9. The system of claim 1 , wherein the at least one processor is further directed to: determine a constraint condition based on the traffic status, wherein the control parameter is determined based on the target function and the constraint condition.

10. A method implemented on a computing device having at least one processor, at least one storage medium, and a communication platform connected to a network, the method comprising: obtaining a plurality of traffic parameters for a plurality of traffic-regulated sections at an intersection, wherein the plurality of traffic parameters comprise a queue length of each individual traffic-regulated section in the plurality of traffic-regulated sections, an aggregation rate of the queue, a dissipation rate of the queue, or an average passing rate of the queue; determining a traffic status of the intersection based on the plurality of traffic parameters, wherein the traffic status of the intersection includes a second traffic status, and the method further includes: determining a plurality of dissipation times of a plurality of queues in the plurality of traffic-regulated sections; determining whether one of the plurality of dissipation times is more than a first green light time of a first traffic light, wherein the first traffic light corresponds to a first traffic-regulated section which corresponds to the one of the plurality of dissipation times; determining whether each of the plurality of queue lengths of the plurality of traffic-regulated sections is less than a threshold length in response to the determination that each of the plurality of dissipation time is less than or equal to a green light time of a corresponding traffic light; and determining the second traffic status in response to the determination that each of the plurality of queue lengths is less than the threshold length; determine a target condition including a second target condition based on the second traffic status of the intersection; and generating a control parameter associated with a plurality of traffic lights based on a target function and the target condition, wherein a traffic light corresponds to a traffic-regulated section, and the control parameter is configured to alter the operation of the plurality of traffic lights to optimize traffic at the intersection to reach the target condition.

11. The method of claim 10 , wherein the method further includes: determining the target function based on the plurality of traffic parameters.

12. The method of claim 10 , wherein the dissipation time is determined based on the queue length and the dissipation rate of the queue, and a dissipation time corresponds to a traffic-regulated section, the traffic status of the intersection further includes a first traffic status, and the method further includes: determining the first traffic status in response to the determination that one of the plurality of dissipation times is more than the first green light time of the traffic light.

13. The method of claim 10 , wherein the target condition further includes a first target condition, the traffic status of the intersection further includes a first traffic status, and the method further includes: determining the first target condition based on the first traffic status, wherein the first target condition is to maximize an average number of vehicles that pass through the intersection.

14. The method of claim 10 , wherein the second target condition is to minimize an average delay time of vehicles passing through at the intersection.

15. The method of claim 10 , wherein the traffic status of the intersection further includes a third traffic status, and the method further includes: determining the third traffic status in response to the determination that one of the plurality of queue lengths is longer than or equal to the threshold length.
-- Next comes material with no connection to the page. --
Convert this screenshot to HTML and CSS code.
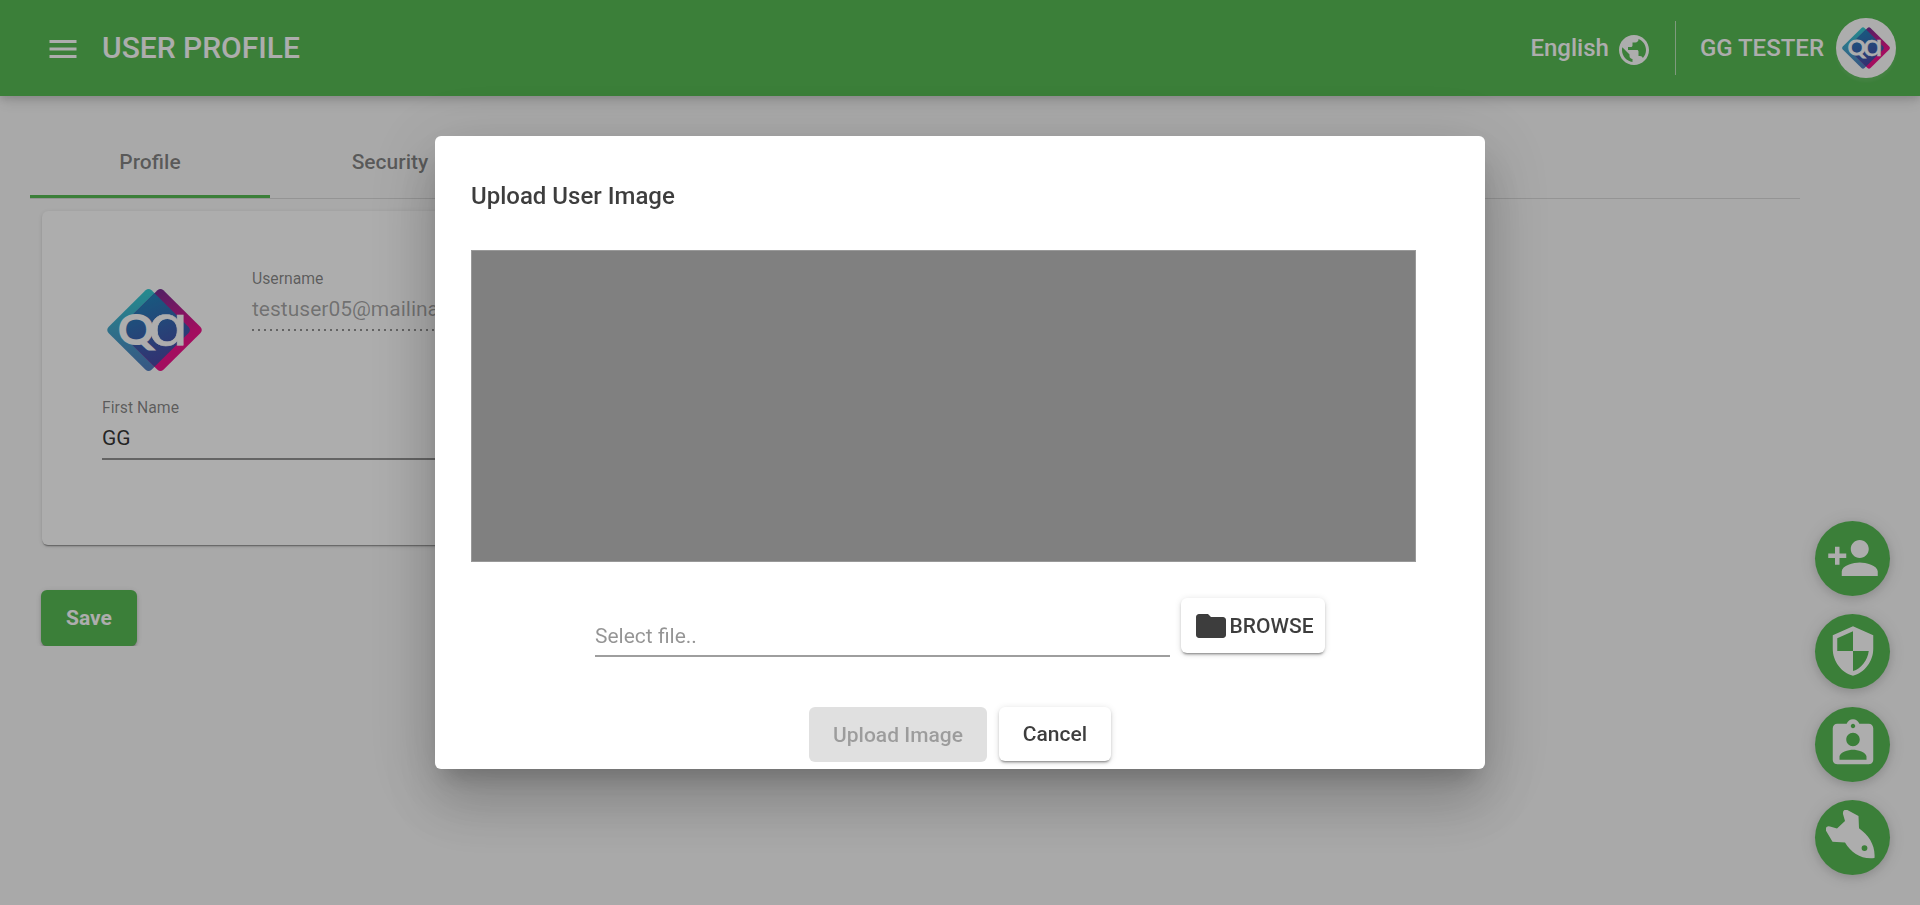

16. The method of claim 15 , further including: determining a third target condition based on the third traffic status, wherein the third target condition is to minimize a highest ratio of the queue length to the threshold length among the ratios corresponding to the traffic-regulated sections at the intersection.

17. The method of claim 10 , wherein the control parameter includes a cycle time of each traffic light, a ratio of green light time to cycle time of each traffic light, or a phase design of the plurality of traffic lights.

18. The method of claim 10 , wherein the method further includes: determining a constraint condition based on the traffic status, wherein the control parameter is determined based on the target function and the constraint condition.

19. A non-transitory computer readable medium comprising at least one set of instructions for generating a control parameter associated with a plurality of traffic lights for a plurality of traffic-regulated sections at an intersection, a traffic light corresponding to a traffic-regulated section, wherein when executed by at least one processor, the at least one set of instructions cause the at least one processor to effectuate a method comprising: obtaining a plurality of traffic parameters for the plurality of traffic-regulated sections, wherein the plurality of traffic parameters comprise a queue length of each individual traffic-regulated section in the plurality of traffic-regulated sections, an aggregation rate of the queue, a dissipation rate of the queue, or an average passing rate of the queue; determining a traffic status of the intersection based on the plurality of dissipation times of the plurality of queues, wherein the traffic status of the intersection includes a second traffic status, and the at least one set of instructions further cause the at least one processor to effectuate a method comprising: determining a plurality of dissipation times of a plurality of queues in the plurality of traffic-regulated sections; determining whether one of the plurality of dissipation times is more than a first green light time of a first traffic light, wherein the first traffic light corresponds to a first traffic-regulated section which corresponds to the one of the plurality of dissipation times; determine whether each of the plurality of queue lengths of the plurality of traffic-regulated sections is less than a threshold length in response to the determination that each of the plurality of dissipation time is less than or equal to a green light time of a corresponding traffic light; and determine the second traffic status in response to the determination that each of the plurality of queue lengths is less than the threshold length; determining a target condition including a second target condition based on the second traffic status of the intersection; and generating the control parameter associated with the plurality of traffic lights based on a target function and the target condition, wherein the control parameter is configured to alter the operation of the plurality of traffic lights to optimize traffic at the intersection to reach the target condition.

20. The non-transitory computer readable medium of claim 19 , wherein the second target condition is to minimize an average delay time of vehicles passing through at the intersection.